The first step in the process is for the student to identify a narrow and focused topic of inquiry that reflects in science education. This is done through an iterative process with the student’s Major Professor that results in the question(s) under consideration must include a rationale with appropriate references that is then distributed to the other members of the program committee for input. The committee members may provide written feedback or elect to approve the contract in its present form.
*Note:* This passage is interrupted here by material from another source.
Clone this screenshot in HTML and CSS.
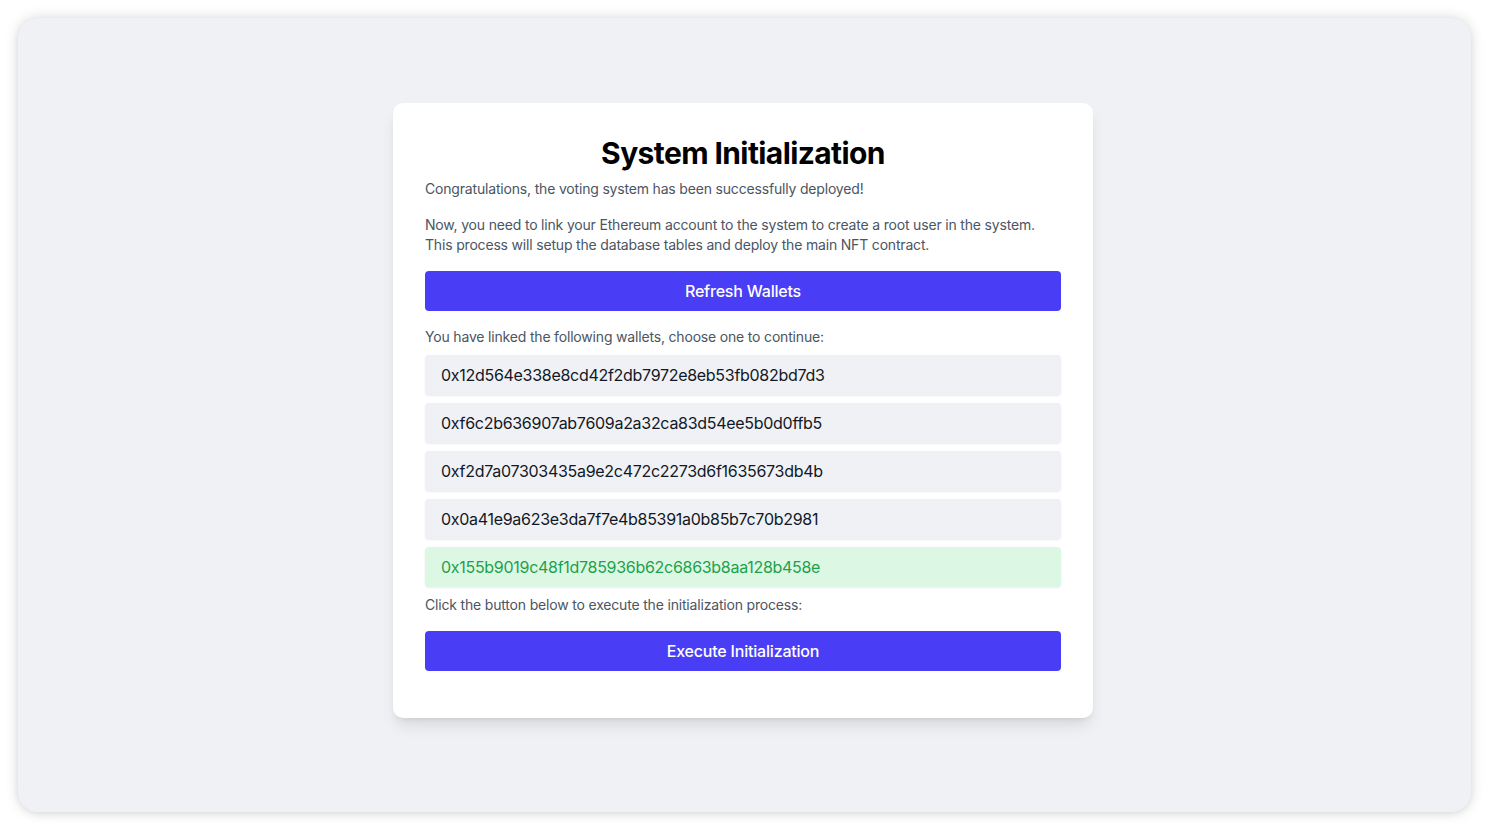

In some cases, this may serve as a "pilot study" for an aspect of a potential dissertation. The student prepares a written research report on based on the focus of the inquiry. The research paper must conform to APA guidelines and employ methodologies appropriate to the nature of the inquiry (i.e., quantitative and/or qualitative procedures). The overarching criterion is whether the student has demonstrated a readiness to move from the coursework phase of the program to the final development of a dissertation proposal. Much of that determination is based on evidence that the candidate is able to articulate researchable assertions or questions, develop a theoretically sound methodological framework, make a compelling case for their arguments, describe their research and relevant related work that is needed to increase our understanding of the issue(s) under review, and draw explicit connections to practice.

The student needs to gain unanimous support of the finished report from all committee members. If consensus in not reached, the committee will suggest what specific issues need to be addressed and the student will be allowed to submit the paper a second and final time. Failure of the second exam will result in termination of degree candidacy.